On September 22, 2020, Family Preservation Foundation created a petition on the "We the People" website at petitions.whitehouse.gov to gather signatures to urge Congress to act on H.J.Res.36 which was before congress during the current session.

Rep. Hoekstra has cited Antonin Scalia's dissenting opinion in Troxel v. Granville, where he argued that the Constitution did not confer upon judges the power to recognize parental rights not explicitly enumerated, as a motivation for the Amendment. The plurality in Troxel v. Granville stated that parental rights to direct the upbringing of their children is a fundamental right, with Justice Thomas saying any infringement of that right should be examined under strict scrutiny.

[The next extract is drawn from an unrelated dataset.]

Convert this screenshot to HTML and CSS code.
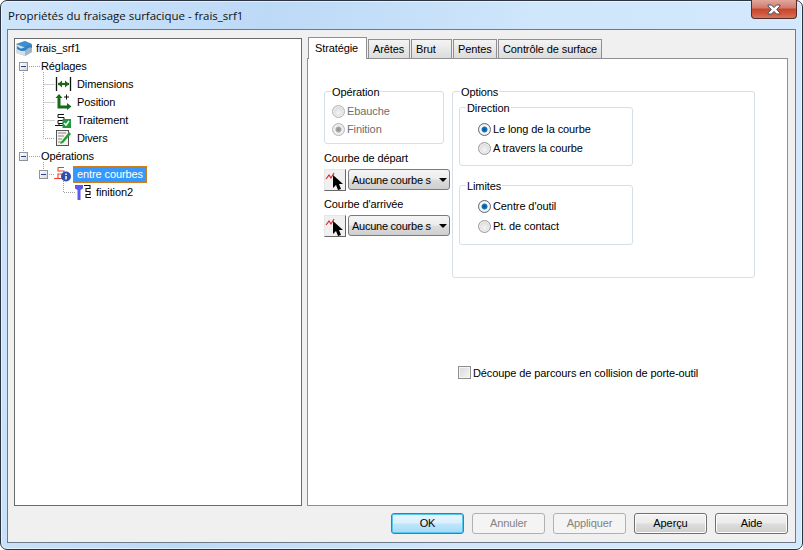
FILE: index.html
```html
<!DOCTYPE html>
<html lang="fr">
<head>
<meta charset="utf-8">
<title>Propriétés du fraisage surfacique</title>
<link rel="stylesheet" href="styles.css">
</head>
<body>
<div class="window">
  <div class="titlebar">
    <span class="title">Propriétés du fraisage surfacique - frais_srf1</span>
    <div class="close"><svg width="16" height="11" viewBox="0 0 16 11"><path d="M2 1h3.500L8 3.600 10.500 1H14v1l-3.300 3.500L14 9v1h-3.500L8 7.400 5.500 10H2V9l3.300-3.500L2 2z" fill="#fff" stroke="#47505f" stroke-width="1"/></svg></div>
  </div>
  <div class="client">
    <div class="main">
      <div class="tree">
        <svg class="tree-lines" width="287" height="180" viewBox="0 0 287 180">
          <g fill="none" stroke="#a0a0a0" stroke-width="1" stroke-dasharray="1 1">
            <path d="M8.500 33V115M14 27.500H26M28.500 33V99.500H40M28.500 45.500H40M28.500 63.500H40M28.500 81.500H40M14 117.500H26M28.500 123V135.500M34 135.500H40M48.500 142V153.500H60"/>
          </g>
        </svg>
        <div class="row lv0">
          <svg class="ic-root" width="18" height="17" viewBox="0 0 18 17"><path d="M1 4l9-3 7 3v8l-7 4-9-3z" fill="#b9c8d3"/><path d="M1 4l9 3.500V16l-9-3z" fill="#d3dee6"/><path d="M10 7.500L17 4v8l-7 4z" fill="#9ab7cc"/><path d="M1 4l9-3 7 3-7 3.500z" fill="#3f8fd0"/><path d="M2 6c3 3 5 3 8 1s4-3 7-2l0 3c-3-1-4 0-6 2s-6 1-9-1z" fill="#2f83c6"/></svg>
          <span>frais_srf1</span>
        </div>
        <div class="row lv1"><span class="exp"></span><span class="lbl-top">Réglages</span></div>
        <div class="row lv2">
          <svg class="ic" width="17" height="16" viewBox="0 0 17 16"><path d="M1.500 1v14M15.500 1v14" stroke="#111" stroke-width="1.300"/><path d="M3 8h11" stroke="#176a17" stroke-width="2.200"/><path d="M7 4.500L3 8l4 3.500zM10 4.500L14 8l-4 3.500z" fill="#176a17"/></svg>
          <span>Dimensions</span>
        </div>
        <div class="row lv2">
          <svg class="ic" width="17" height="16" viewBox="0 0 17 16"><path d="M4 3v10h9" fill="none" stroke="#176a17" stroke-width="3"/><path d="M4 0L.500 4h7zM12 9v7l4.500-3.500z" fill="#176a17"/><path d="M9 3h5M11.500 .5v5" stroke="#111" stroke-width="1"/></svg>
          <span>Position</span>
        </div>
        <div class="row lv2">
          <svg class="ic" width="17" height="16" viewBox="0 0 17 16"><path d="M3 2.500h6M3 2.500v3h6v3H3v3h5M0 13.500h8M4 11.500v2" fill="none" stroke="#111" stroke-width="1"/><rect x="7.500" y="7" width="8.500" height="9" fill="#1f9b3c"/><path d="M9 11l2 2 3-4" fill="none" stroke="#fff" stroke-width="1.500"/></svg>
          <span>Traitement</span>
        </div>
        <div class="row lv2">
          <svg class="ic" width="17" height="18" viewBox="0 0 17 18"><rect x="1.500" y="1.500" width="12" height="15" fill="#f4f4ee" stroke="#555"/><path d="M3 4h8M3 7h6M3 10h4M3 13h4" stroke="#888"/><path d="M6 13L14 3l2 2-8 9-3 1z" fill="#2a9a35"/></svg>
          <span>Divers</span>
        </div>
        <div class="row lv1"><span class="exp"></span><span class="lbl-top">Opérations</span></div>
        <div class="row lv3">
          <span class="exp"></span>
          <svg class="ic-op" width="17" height="16" viewBox="0 0 17 16"><path d="M4 1.500h6M4 1.500v3.500h6v3H4v4.500M0 12.500h8" fill="none" stroke="#e0402a" stroke-width="1.100"/><circle cx="12" cy="10.500" r="5" fill="#2f4fb0"/><path d="M12 7.500v1.500M12 10v3.500" stroke="#fff" stroke-width="1.500"/></svg>
          <span class="sel">entre courbes</span>
        </div>
        <div class="row lv4">
          <svg class="ic" width="17" height="15" viewBox="0 0 17 15"><path d="M0 0h8v3.500L5.500 5v10h-3V5L0 3.500z" fill="#5a5af0"/><path d="M9 .500h6v3h-4v3h4v3h-4v3h5" fill="none" stroke="#111" stroke-width="1.100"/></svg>
          <span class="lbl-fin">finition2</span>
        </div>
      </div>
      <div class="tabs-wrap">
        <div class="tabs">
          <div class="tab active">Stratégie</div>
          <div class="tab t-ar">Arêtes</div>
          <div class="tab t-br">Brut</div>
          <div class="tab t-pe">Pentes</div>
          <div class="tab t-co">Contrôle de surface</div>
        </div>
        <div class="pane">
          <div class="cols">
            <div class="left">
              <div class="group g-op">
                <span class="legend">Opération</span>
                <div class="radio dis"><span class="rb"></span>Ebauche</div>
                <div class="radio dis"><span class="rb on-dis"></span>Finition</div>
              </div>
              <div class="curve-label first">Courbe de départ</div>
              <div class="curve">
                <div class="pick"><svg width="20" height="20" viewBox="0 0 20 20"><path d="M1 9l3-4 2 3 3-5" fill="none" stroke="#d8262c" stroke-width="1.200"/><path d="M8 5v13l3-3 2 5 3-1-2-5h4z" fill="#000"/></svg></div>
                <div class="combo"><span class="combo-text">Aucune courbe s</span><span class="arrow"></span></div>
              </div>
              <div class="curve-label">Courbe d'arrivée</div>
              <div class="curve">
                <div class="pick"><svg width="20" height="20" viewBox="0 0 20 20"><path d="M1 9l3-4 2 3 3-5" fill="none" stroke="#d8262c" stroke-width="1.200"/><path d="M8 5v13l3-3 2 5 3-1-2-5h4z" fill="#000"/></svg></div>
                <div class="combo"><span class="combo-text">Aucune courbe s</span><span class="arrow"></span></div>
              </div>
            </div>
            <div class="group g-options">
              <span class="legend">Options</span>
              <div class="group g-sub g-dir">
                <span class="legend l-sub">Direction</span>
                <div class="radio"><span class="rb on"></span>Le long de la courbe</div>
                <div class="radio"><span class="rb"></span>A travers la courbe</div>
              </div>
              <div class="group g-sub g-lim">
                <span class="legend l-sub">Limites</span>
                <div class="radio"><span class="rb on"></span>Centre d'outil</div>
                <div class="radio r-pt"><span class="rb"></span>Pt. de contact</div>
              </div>
            </div>
          </div>
          <div class="check-row"><span class="cb"></span>Découpe de parcours en collision de porte-outil</div>
        </div>
      </div>
    </div>
    <div class="buttons">
      <div class="btn default">OK</div>
      <div class="btn disabled">Annuler</div>
      <div class="btn disabled">Appliquer</div>
      <div class="btn">Aperçu</div>
      <div class="btn">Aide</div>
    </div>
  </div>
</div>
</body>
</html>
```
FILE: styles.css
```css
* { box-sizing: border-box; }
html, body { margin: 0; padding: 0; background: #fff; }
body { width: 803px; height: 550px; overflow: hidden; font-family: "Liberation Sans", Arial, sans-serif; font-size: 11px; letter-spacing: -0.1px; color: #000; }
.window {
  width: 803px; height: 550px; padding: 0 6px 6px; border: 1px solid #2b3440; border-radius: 7px;
  background: linear-gradient(100deg, #cfe5fb 0%, #bcd9f6 30%, #cfe6fb 60%, #d5e9fd 100%);
  box-shadow: inset 0 0 0 1px rgba(255, 255, 255, .55);
  display: flex; flex-direction: column;
}
.titlebar { height: 28px; flex: none; display: flex; justify-content: space-between; }
.title { font-family: "Open Sans", "Noto Sans", sans-serif; font-size: 11.5px; letter-spacing: -0.02px; padding: 7px 0 0 1px; line-height: 16px; color: #111; }
.close {
  width: 46px; height: 19px; margin: -1px -1px 0 0; border: 1px solid #5c2a24; border-top: 0; border-radius: 0 0 4px 4px;
  background: linear-gradient(#e3a79c 0%, #cf7a6c 45%, #c8452c 50%, #d4553a 75%, #c97a68 100%);
  display: flex; align-items: center; justify-content: center;
}
.client { flex: 1; background: #f0f0f0; border: 1px solid #6d7a8a; display: flex; flex-direction: column; padding: 8px 7px 0 6px; }
.main { display: flex; gap: 5px; height: 468px; }
.tree { position: relative; width: 288px; border: 1px solid #6a6a6a; background: #fff; }
.tree-lines { position: absolute; left: 0; top: 0; }
.row { position: relative; height: 18px; display: flex; align-items: center; white-space: nowrap; line-height: 18px; }
.ic-root { margin-right: 3px; }
.lv1 { padding-left: 4px; }
.lv2 { padding-left: 40px; }
.lv3 { padding-left: 24px; }
.lv4 { padding-left: 60px; }
.exp { width: 9px; height: 9px; border: 1px solid #8d959c; background: linear-gradient(135deg, #fff, #d5d8dc); position: relative; flex: none; }
.exp::after { content: ""; position: absolute; left: 1px; right: 1px; top: 3px; height: 1px; background: #23409a; }
.lbl-top { margin-left: 13px; }
.lv2 .ic { margin-right: 5px; flex: none; }
.lbl-fin { margin-left: 4px; }
.ic-op { margin-left: 6px; margin-right: 2px; flex: none; }
.sel { background: #3399ff; color: #fff; height: 17px; line-height: 15px; padding: 0 3px 0 3px; border: 1px dotted #d98020; }
.tabs-wrap { width: 481px; display: flex; flex-direction: column; }
.tabs { display: flex; height: 20px; gap: 1px; padding-left: 1px; align-items: flex-end; }
.tab { position: relative; height: 19px; border: 1px solid #8f8f8f; border-bottom: 0; background: linear-gradient(#f4f4f4, #dcdcdc); padding-left: 4px; line-height: 19px; white-space: nowrap; }
.tab.active { width: 59px; height: 22px; background: #fff; z-index: 2; margin-bottom: -1px; padding-left: 6px; line-height: 20px; }
.t-ar { width: 42px; }
.t-br { width: 41px; }
.t-pe { width: 44px; }
.t-co { width: 104px; }
.pane { flex: 1; background: #fff; border: 1px solid #8f8f8f; padding: 32px 0 0 16px; }
.cols { display: flex; gap: 2px; align-items: flex-start; }
.left { width: 126px; }
.group { position: relative; border: 1px solid #d5dfe5; border-radius: 3px; }
.legend { position: absolute; left: 7px; top: -7px; background: #fff; padding: 0 1px; line-height: 14px; }
.l-sub { left: 6px; }
.g-op { width: 120px; height: 53px; padding: 10px 0 0 7px; }
.g-op .legend { left: 6px; }
.g-options { width: 303px; height: 187px; padding: 15px 0 0 6px; }
.g-sub { width: 174px; }
.g-dir { height: 59px; padding: 12px 0 0 18px; }
.g-lim { height: 60px; margin-top: 19px; padding: 11px 0 0 18px; }
.radio { display: flex; align-items: center; height: 18px; white-space: nowrap; }
.r-pt { margin-top: 2px; }
.g-dir .radio + .radio { margin-top: 1px; }
.radio.dis { color: #6d6d6d; }
.rb { width: 13px; height: 13px; border-radius: 50%; border: 1px solid #9a9a9a; margin-right: 2px; flex: none; background: radial-gradient(circle at 50% 60%, #f4f4f4, #cfcfcf); box-shadow: inset 0 0 0 1px #eee; }
.rb.on { background: radial-gradient(circle, #0a4f86 0, #1079c6 2.500px, #fff 3.500px, #e4e4e4 100%); border-color: #5f6770; }
.rb.on-dis { background: radial-gradient(circle, #8f8f8f 0, #a8a8a8 2.500px, #f2f2f2 3.500px, #d0d0d0 100%); }
.dis .rb { border-color: #b5b5b5; }
.curve-label { line-height: 14px; margin-top: 6px; height: 16px; }
.curve-label.first { margin-top: 7px; }
.curve { display: flex; gap: 2px; margin-top: 2px; height: 22px; }
.pick { width: 22px; height: 22px; border: 1px solid; border-color: #e6e6e6 #666 #666 #e6e6e6; background: #f0f0f0; overflow: hidden; display: flex; align-items: flex-start; }
.pick svg { flex: none; }
.combo { width: 102px; height: 21px; border: 1px solid #7a7a7a; border-radius: 3px; background: linear-gradient(#f5f5f5 0%, #ececec 48%, #dcdcdc 52%, #cfcfcf 100%); display: flex; align-items: center; padding-left: 3px; }
.combo-text { width: 78px; white-space: nowrap; letter-spacing: -0.25px; }
.arrow { width: 0; height: 0; border-left: 4px solid transparent; border-right: 4px solid transparent; border-top: 4px solid #000; margin-left: 9px; }
.check-row { display: flex; align-items: center; margin: 88px 0 0 134px; height: 13px; white-space: nowrap; }
.cb { width: 13px; height: 13px; border: 1px solid #8e8f8f; background: linear-gradient(135deg, #d8d8d8, #f6f6f6); margin-right: 2px; box-shadow: inset 0 0 0 1px #f4f4f4; flex: none; }
.buttons { display: flex; justify-content: flex-end; gap: 8px; padding-top: 7px; }
.btn { width: 73px; height: 21px; border: 1px solid #707070; border-radius: 3px; text-align: center; line-height: 19px; background: linear-gradient(#f3f3f3 0%, #ebebeb 48%, #dddddd 52%, #cfcfcf 100%); box-shadow: inset 0 0 0 1px #fcfcfc; }
.btn.default { border-color: #3c7fb1; background: linear-gradient(#eaf6fd 0%, #d9f0fc 48%, #bee6fd 52%, #a7d9f5 100%); box-shadow: inset 0 0 0 1px #55c8f2; }
.btn.disabled { border-color: #adb2b5; background: #f4f4f4; color: #838383; box-shadow: none; }
```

===Convention on the Rights of the Child===
Proponents of the amendment often cite concern over possible U.S. ratification of the United Nations' Convention on the Rights of the Child. Article Six, Section Two of the Constitution incorporates treaties ratified by the Senate into U.S. law, requiring state and federal judges to uphold treaty obligations. Constitutional lawyer Michael Farris, author and chief proponent of the Amendment, expresses concern that ratifying the convention would disrupt state-level family law and shift power from the State to the federal government, leading to interference in the parent-child relationship.

Farris and allied organizations also cite the theory of customary international law as a threat, claiming that elements of the Convention might become binding on the United States even without ratification.

==Opposition==

Tom Head of About.com contends that the proposal contains "numerous 'poison pills' that would prevent it from being supported by mainstream civil libertarians," saying that its language is overbroad and would enable abuse and neglect by parents. He describes the amendment as unserious, meant more as a "rallying point" for "ultra-conservative legislators" than as a genuine amendment to the Constitution.

Sen. Tim Johnson (D-SD) says that the amendment was crafted in response to the U.N.'s Convention on the Rights of the Child, but that the Convention is not a real threat to parental rights; therefore, an amendment is not necessary. Mary Landrieu (D-LA) points out that the Convention has not been ratified, and asserts that even if it is ratified, it will not infringe upon existing laws.

On September 9, 2017, former Rep. Rick Jore stated, "My opposition to such an amendment certainly is not that I do not believe parental rights to be of utmost importance, or that I do not think they are under attack," Jore said. "They certainly are. Too often, though, in our strategy to challenge illegitimate government action, we unwittingly accept the assumed authority behind the usurpation that is the cause of the action. It seems to me that we have gone from 'We hold these truths to be self-evident' to 'There is no absolute truth,' let alone 'self-evident truth.

On April 25, 2019, First Focus Campaign for Children (FFCC) express opposition to the amendment stating amongst other things, that it "would create greater threats to the safety, health, and well-being of children because the "parental rights" language preempts any protections for children absent a government interest of the "highest order" or "a parental action or decision that would end life." and "undermines the fundamental rights, protections, and voice of children and would do harm."

===Opposition from homeschooling advocates===

Larry Kaseman of Home Education magazine argues that the Amendment's focus on rights rather than responsibilities will empower parents to treat their children as property and shelter unfit parents from punishment for neglect and abuse. Kaseman also holds that parental rights exist separately from federal law, and expresses concern that a constitutional amendment would federalize family law, granting the government the power to give, define, limit, regulate, and take away parental rights. He argues that the Ninth Amendment to the United States Constitution already protects parental rights.

Deborah Stevenson of National Home Education Legal Defense (NHELD) argues, citing the Tenth Amendment, that parental rights fall within state jurisdiction and that the issue should be resolved at the state level.